47年判決は対象の財産が多いというのみならず事案も結構複雑であり、対象財産が多いというのは確認訴訟が認められる一つの理由に過ぎないと思われるからである。
本問はまず結論が示されてそれに至るロジックを提示せよ、という問題だと思われる。また、特定の判例が提示されている為、その結論に至るロジックがある程度限定されるとは思うが、本年の試験委員には一つの模範解答があるようで、それはそれでいいとしても、それ以外は受け付けないと捉えられても仕方のない出題の趣旨と採点実感のようである。

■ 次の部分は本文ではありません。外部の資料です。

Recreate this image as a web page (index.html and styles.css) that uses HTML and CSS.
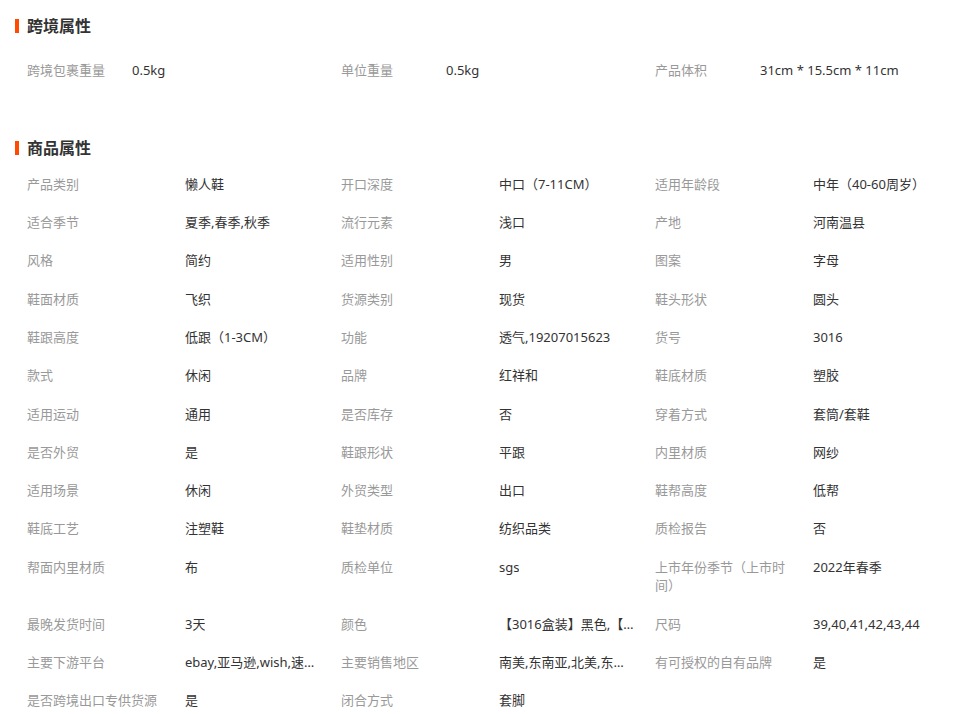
FILE: index.html
```html
<!DOCTYPE html>
<html lang="zh-CN">
<head>
<meta charset="utf-8">
<title>属性</title>
<link rel="stylesheet" href="styles.css">
</head>
<body>
<section class="sec sec-cross">
  <h2 class="sec-title">跨境属性</h2>
  <div class="grid grid-cross">
    <div class="cell"><span class="lab">跨境包裹重量</span><span class="val">0.5kg</span></div>
    <div class="cell"><span class="lab">单位重量</span><span class="val">0.5kg</span></div>
    <div class="cell"><span class="lab">产品体积</span><span class="val">31cm * 15.5cm * 11cm</span></div>
  </div>
</section>
<section class="sec sec-prod">
  <h2 class="sec-title">商品属性</h2>
  <div class="grid grid-prod">
    <div class="cell"><span class="lab">产品类别</span><span class="val">懒人鞋</span></div>
    <div class="cell"><span class="lab">开口深度</span><span class="val">中口（7-11CM）</span></div>
    <div class="cell"><span class="lab">适用年龄段</span><span class="val">中年（40-60周岁）</span></div>

    <div class="cell"><span class="lab">适合季节</span><span class="val">夏季,春季,秋季</span></div>
    <div class="cell"><span class="lab">流行元素</span><span class="val">浅口</span></div>
    <div class="cell"><span class="lab">产地</span><span class="val">河南温县</span></div>

    <div class="cell"><span class="lab">风格</span><span class="val">简约</span></div>
    <div class="cell"><span class="lab">适用性别</span><span class="val">男</span></div>
    <div class="cell"><span class="lab">图案</span><span class="val">字母</span></div>

    <div class="cell"><span class="lab">鞋面材质</span><span class="val">飞织</span></div>
    <div class="cell"><span class="lab">货源类别</span><span class="val">现货</span></div>
    <div class="cell"><span class="lab">鞋头形状</span><span class="val">圆头</span></div>

    <div class="cell"><span class="lab">鞋跟高度</span><span class="val">低跟（1-3CM）</span></div>
    <div class="cell"><span class="lab">功能</span><span class="val">透气,19207015623</span></div>
    <div class="cell"><span class="lab">货号</span><span class="val">3016</span></div>

    <div class="cell"><span class="lab">款式</span><span class="val">休闲</span></div>
    <div class="cell"><span class="lab">品牌</span><span class="val">红祥和</span></div>
    <div class="cell"><span class="lab">鞋底材质</span><span class="val">塑胶</span></div>

    <div class="cell"><span class="lab">适用运动</span><span class="val">通用</span></div>
    <div class="cell"><span class="lab">是否库存</span><span class="val">否</span></div>
    <div class="cell"><span class="lab">穿着方式</span><span class="val">套筒/套鞋</span></div>

    <div class="cell"><span class="lab">是否外贸</span><span class="val">是</span></div>
    <div class="cell"><span class="lab">鞋跟形状</span><span class="val">平跟</span></div>
    <div class="cell"><span class="lab">内里材质</span><span class="val">网纱</span></div>

    <div class="cell"><span class="lab">适用场景</span><span class="val">休闲</span></div>
    <div class="cell"><span class="lab">外贸类型</span><span class="val">出口</span></div>
    <div class="cell"><span class="lab">鞋帮高度</span><span class="val">低帮</span></div>

    <div class="cell"><span class="lab">鞋底工艺</span><span class="val">注塑鞋</span></div>
    <div class="cell"><span class="lab">鞋垫材质</span><span class="val">纺织品类</span></div>
    <div class="cell"><span class="lab">质检报告</span><span class="val">否</span></div>

    <div class="cell"><span class="lab">帮面内里材质</span><span class="val">布</span></div>
    <div class="cell"><span class="lab">质检单位</span><span class="val">sgs</span></div>
    <div class="cell"><span class="lab">上市年份季节（上市时间）</span><span class="val">2022年春季</span></div>

    <div class="cell"><span class="lab">最晚发货时间</span><span class="val">3天</span></div>
    <div class="cell"><span class="lab">颜色</span><span class="val">【3016盒装】黑色,【3016盒装】灰色</span></div>
    <div class="cell"><span class="lab">尺码</span><span class="val">39,40,41,42,43,44</span></div>

    <div class="cell"><span class="lab">主要下游平台</span><span class="val">ebay,亚马逊,wish,速卖通,独立站</span></div>
    <div class="cell"><span class="lab">主要销售地区</span><span class="val">南美,东南亚,北美,东北亚,中东</span></div>
    <div class="cell"><span class="lab">有可授权的自有品牌</span><span class="val">是</span></div>

    <div class="cell"><span class="lab">是否跨境出口专供货源</span><span class="val">是</span></div>
    <div class="cell"><span class="lab">闭合方式</span><span class="val">套脚</span></div>
  </div>
</section>
</body>
</html>
```
FILE: styles.css
```css
html, body {
  margin: 0;
  padding: 0;
  background: #fff;
}
body {
  font-family: "Noto Sans", "Noto Sans CJK SC", sans-serif;
  font-size: 13px;
  color: #333;
}
.sec-title {
  margin: 0;
  position: relative;
  padding-left: 27px;
  font-size: 16px;
  font-weight: bold;
  line-height: 20px;
  color: #333;
}
.sec-title::before {
  content: "";
  position: absolute;
  left: 15px;
  top: 3px;
  width: 4px;
  height: 14px;
  background: #ff4a00;
}
.sec-cross {
  padding-top: 16px;
}
.sec-cross .grid {
  margin-top: 15px;
}
.sec-prod {
  margin-top: 49px;
}
.sec-prod .grid {
  margin-top: 6.6px;
}
.grid {
  display: grid;
  grid-template-columns: 314px 314px 314px;
  padding-left: 27px;
}
.cell {
  display: flex;
  align-items: flex-start;
  padding: 10px 0 9.7px;
  line-height: 18.6px;
  min-width: 0;
}
.lab {
  color: #999;
  flex: 0 0 auto;
  box-sizing: border-box;
}
.grid-cross .lab {
  width: 105px;
}
.grid-prod .lab {
  width: 158px;
  padding-right: 20px;
}
.val {
  color: #333;
  white-space: nowrap;
  overflow: hidden;
  text-overflow: ellipsis;
  min-width: 0;
}
.grid-prod .val {
  max-width: 136px;
}
```
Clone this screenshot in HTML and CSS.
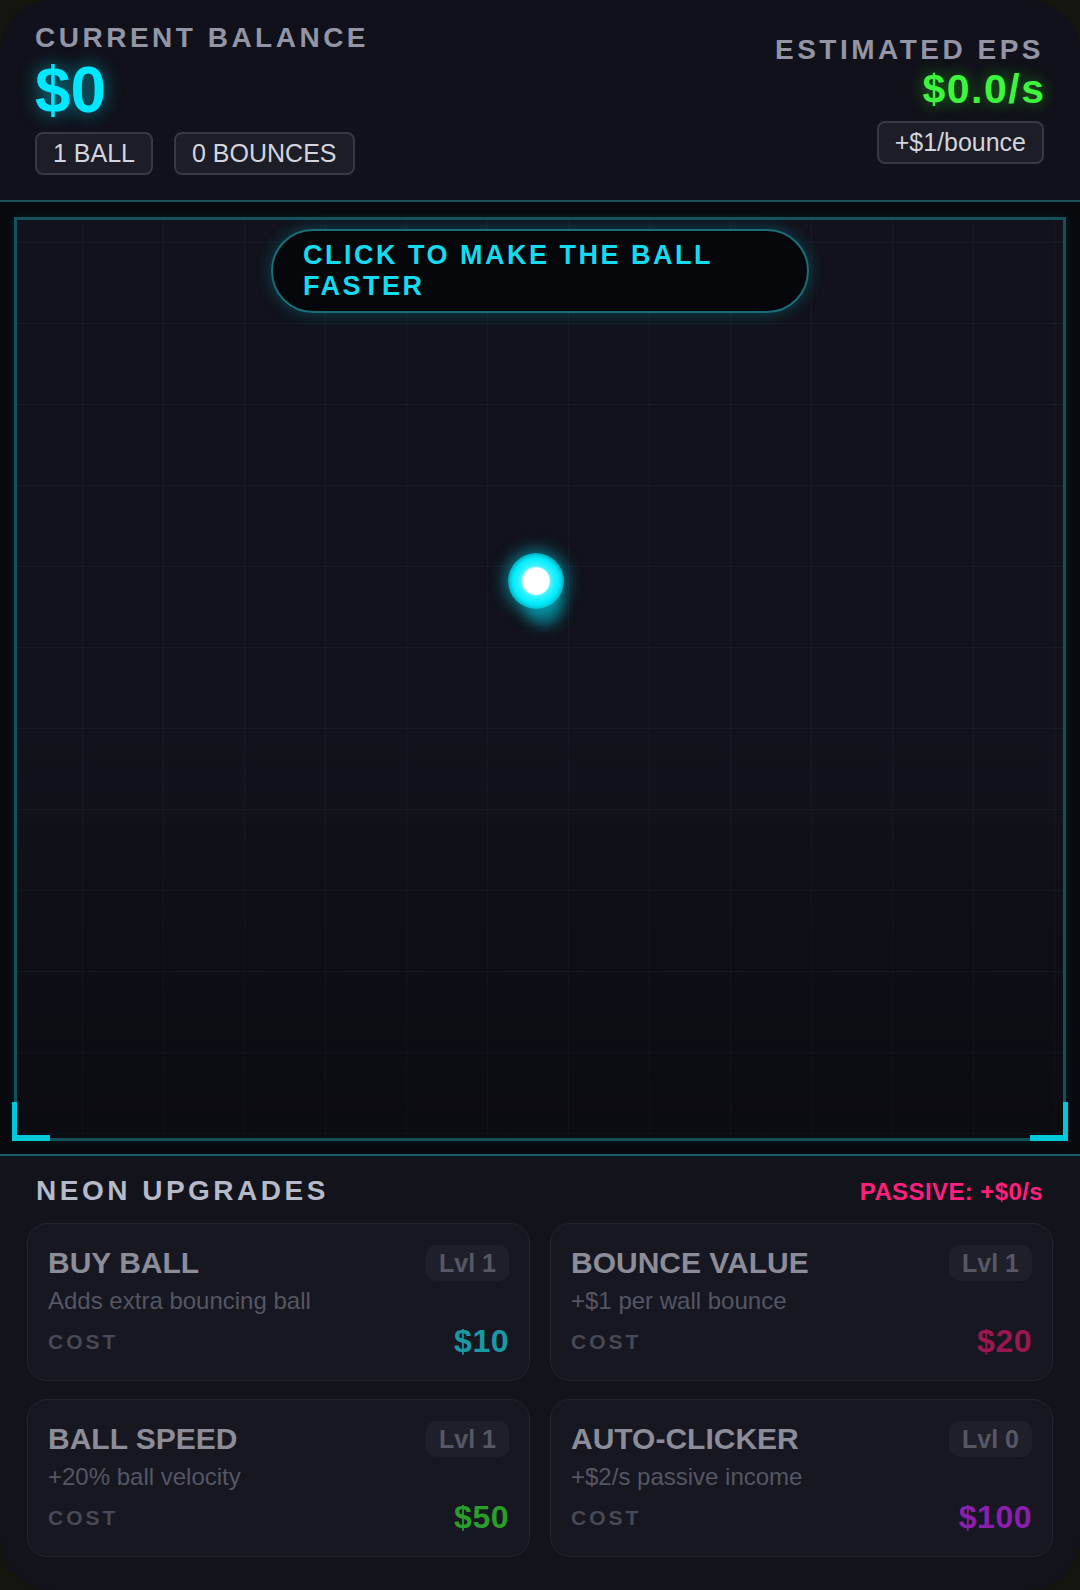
FILE: index.html
```html
<!DOCTYPE html>
<html lang="en">
<head>
    <meta charset="UTF-8">
    <meta name="viewport" content="width=device-width, initial-scale=1.0">
    <title>Neon Bounce</title>
    <link rel="stylesheet" href="styles.css">
</head>
<body>
    <div class="app">
        <!-- Topo: saldo e ganhos -->
        <header class="topbar">
            <div class="balance">
                <div class="label">CURRENT BALANCE</div>
                <div class="money">$0</div>
                <div class="chips">
                    <span class="chip">1 BALL</span>
                    <span class="chip">0 BOUNCES</span>
                </div>
            </div>
            <div class="eps">
                <div class="label">ESTIMATED EPS</div>
                <div class="eps-value">$0.0/s</div>
                <span class="chip">+$1/bounce</span>
            </div>
        </header>

        <!-- Area do jogo -->
        <section class="arena">
            <div class="field">
                <div class="hint">CLICK TO MAKE THE BALL FASTER</div>
                <div class="trail"></div>
                <div class="ball"></div>
                <span class="corner left"></span>
                <span class="corner right"></span>
            </div>
        </section>

        <!-- Loja -->
        <section class="shop">
            <div class="shop-head">
                <h2>NEON UPGRADES</h2>
                <span class="passive">PASSIVE: +$0/s</span>
            </div>
            <div class="cards">
                <div class="card">
                    <div class="card-top">
                        <h3>BUY BALL</h3>
                        <span class="lvl">Lvl 1</span>
                    </div>
                    <div class="desc">Adds extra bouncing ball</div>
                    <div class="cost-row">
                        <span class="cost-label">COST</span>
                        <span class="price cyan">$10</span>
                    </div>
                </div>
                <div class="card">
                    <div class="card-top">
                        <h3>BOUNCE VALUE</h3>
                        <span class="lvl">Lvl 1</span>
                    </div>
                    <div class="desc">+$1 per wall bounce</div>
                    <div class="cost-row">
                        <span class="cost-label">COST</span>
                        <span class="price pink">$20</span>
                    </div>
                </div>
                <div class="card">
                    <div class="card-top">
                        <h3>BALL SPEED</h3>
                        <span class="lvl">Lvl 1</span>
                    </div>
                    <div class="desc">+20% ball velocity</div>
                    <div class="cost-row">
                        <span class="cost-label">COST</span>
                        <span class="price green">$50</span>
                    </div>
                </div>
                <div class="card">
                    <div class="card-top">
                        <h3>AUTO-CLICKER</h3>
                        <span class="lvl">Lvl 0</span>
                    </div>
                    <div class="desc">+$2/s passive income</div>
                    <div class="cost-row">
                        <span class="cost-label">COST</span>
                        <span class="price purple">$100</span>
                    </div>
                </div>
            </div>
        </section>
    </div>
</body>
</html>
```

FILE: styles.css
```css
/* Estilos gerais */
body {
    margin: 0;
    background-color: #15150f;
    font-family: "Liberation Sans", Arial, sans-serif;
    color: #fff;
}

.app {
    height: 1590px;
    border-radius: 54px;
    overflow: hidden;
    background-color: #12131b;
    display: flex;
    flex-direction: column;
}

/* Topo */
.topbar {
    display: flex;
    justify-content: space-between;
    align-items: center;
    padding: 22px 36px 25px 35px;
    background-color: #10111a;
    border-bottom: 2px solid #1a4f5a;
}

.label {
    font-size: 28px;
    line-height: 32px;
    font-weight: bold;
    letter-spacing: 3.5px;
    color: #9395a5;
}

.money {
    font-size: 64px;
    line-height: 72px;
    font-weight: bold;
    color: #00e8ff;
    text-shadow: 0 0 18px rgba(0, 229, 255, 0.55);
}

.chips {
    display: flex;
    gap: 21px;
    margin-top: 6px;
}

.chip {
    display: inline-block;
    padding: 5px 16px;
    font-size: 25px;
    color: #d3d5de;
    background-color: #1c1d26;
    border: 2px solid #363845;
    border-radius: 8px;
}

.eps {
    display: flex;
    flex-direction: column;
    align-items: flex-end;
}

.eps-value {
    font-size: 41px;
    line-height: 46px;
    font-weight: bold;
    letter-spacing: 1.5px;
    margin-right: -1.5px;
    color: #3df53d;
    text-shadow: 0 0 16px rgba(57, 255, 20, 0.45);
    margin-bottom: 9px;
}

/* Area do jogo */
.arena {
    padding: 15px 14px 13px;
    background-color: #08090d;
    border-bottom: 2px solid #1a5a62;
}

.field {
    position: relative;
    box-sizing: border-box;
    height: 924px;
    border: 3px solid #14525b;
    background-color: #11121b;
    background-image:
        linear-gradient(180deg, rgba(0, 0, 0, 0) 55%, rgba(0, 0, 0, 0.35) 100%),
        linear-gradient(90deg, rgba(45, 70, 90, 0.16) 1px, transparent 1px),
        linear-gradient(180deg, rgba(45, 70, 90, 0.16) 1px, transparent 1px);
    background-size: 100% 100%, 81px 81px, 81px 81px;
    background-position: 0 0, 65px 0, 0 22px;
    box-shadow: 0 0 10px rgba(0, 200, 220, 0.12);
    display: flex;
    flex-direction: column;
    align-items: center;
    padding-top: 9px;
}

.hint {
    width: 538px;
    box-sizing: border-box;
    padding: 9px 30px;
    border: 2px solid #1a6d77;
    border-radius: 50px;
    background-color: #06070a;
    box-shadow: 0 0 16px rgba(0, 200, 225, 0.3);
    font-size: 27px;
    line-height: 31px;
    font-weight: bold;
    letter-spacing: 2.5px;
    color: #14dbef;
}

/* Bola */
.ball {
    position: absolute;
    left: 491px;
    top: 333px;
    width: 56px;
    height: 56px;
    border-radius: 50%;
    background: radial-gradient(circle, #fff 0 13px, #3ff4ff 15px, #00ecff 23px, rgba(0, 236, 255, 0.7) 28px);
    box-shadow: 0 0 16px 3px rgba(0, 229, 255, 0.5);
}

.trail {
    position: absolute;
    left: 508px;
    top: 366px;
    width: 38px;
    height: 40px;
    border-radius: 50%;
    background-color: rgba(0, 220, 240, 0.45);
    filter: blur(7px);
}

/* Cantos */
.corner {
    position: absolute;
    bottom: -3px;
    width: 33px;
    height: 33px;
    border-bottom: 6px solid #00c9da;
}

.corner.left {
    left: -5px;
    border-left: 5px solid #00c9da;
}

.corner.right {
    right: -5px;
    border-right: 5px solid #00c9da;
}

/* Loja */
.shop {
    flex-grow: 1;
    padding: 19px 27px 0;
    background-color: #12131b;
}

.shop-head {
    display: flex;
    justify-content: space-between;
    align-items: baseline;
    padding: 0 10px 0 9px;
    margin-bottom: 16px;
}

.shop-head h2 {
    margin: 0;
    font-size: 28px;
    line-height: 32px;
    letter-spacing: 3.5px;
    color: #b6b9c7;
}

.passive {
    font-size: 24px;
    font-weight: bold;
    letter-spacing: 0.4px;
    color: #ff1f7d;
}

.cards {
    display: grid;
    grid-template-columns: 1fr 1fr;
    gap: 18px 20px;
}

.card {
    padding: 21px 20px 20px;
    background-color: #161720;
    border: 1.5px solid #23242e;
    border-radius: 20px;
}

.card-top {
    display: flex;
    justify-content: space-between;
    align-items: center;
}

.card h3 {
    margin: 0;
    font-size: 30px;
    color: #8c8d99;
}

.lvl {
    padding: 3.5px 13px;
    font-size: 25px;
    font-weight: bold;
    color: #555765;
    background-color: #1e1f29;
    border-radius: 10px;
}

.desc {
    margin-top: 6px;
    font-size: 24px;
    color: #545664;
}

.cost-row {
    display: flex;
    justify-content: space-between;
    align-items: center;
    margin-top: 8px;
}

.cost-label {
    font-size: 21px;
    font-weight: bold;
    letter-spacing: 3px;
    color: #474957;
}

.price {
    font-size: 32px;
    font-weight: bold;
    letter-spacing: 0.5px;
}

.price.cyan { color: #1a98a3; }
.price.pink { color: #9c1650; }
.price.green { color: #2b9d2b; }
.price.purple { color: #8a1fae; }
```
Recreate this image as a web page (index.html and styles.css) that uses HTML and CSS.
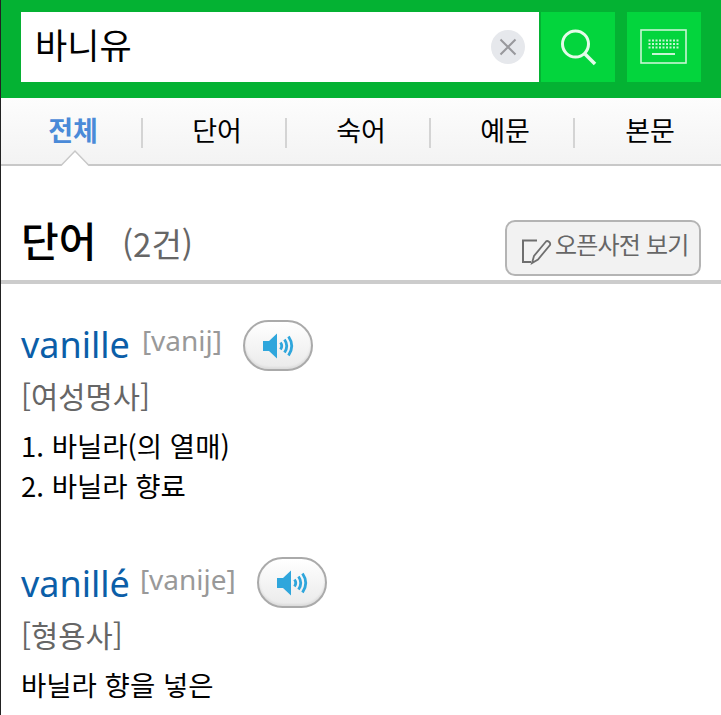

売買契約の無効の確認を求める訴えにつき最高裁判所昭和41年4月12日第三小法廷判決・民集20巻4号560頁
確認訴訟は特段の規定のないかぎり、現在の権利または法律関係の確認を求め、かつ、これにつき即時確定の利益がある場合にのみ許されるべき
最高裁判所昭和47年2月15日第三小法廷判決・民集26巻1号30頁
形式上過去の法律行為の確認を求めることとなるが、請求の趣旨がかかる形式をとつていても、遺言が有効であるとすれば、それから生ずべき現在の特定の法律関係が存在しないことの確認を求めるものと解される場合で、原告がかかる確認を求めるにつき法律上の利益を有するときは、適法として許容されうるものと解する
遺言執行者の当事者適格
本問についての答えは採点実感にほぼほぼ書いてある。
「特定物遺贈では,遺贈の発効と同時に受遺者はその所有権を取得するが,遺言執行者が置かれているときは,その管理処分権は遺言執行者に帰属するから,
相続人が遺言に反して当該目的物につき相続を原因とする所有権移転登記を経由したときは,遺言執行者は,遺言執行の障害となる相続人名義の登記につき,この管理処分権に基づき,受遺者の法定訴訟担当者として,その抹消登記手続を求め
る訴えを提起することができるが,
遺言執行者が遺贈を原因とする受遺者宛ての所有権移転登記を経由することにより,遺言の執行を完了すれば,目的物についての管理処分権も受遺者に移転するから,遺贈を原因とする所有権移転登記の抹消登記
手続請求訴訟の被告適格は受遺者にある。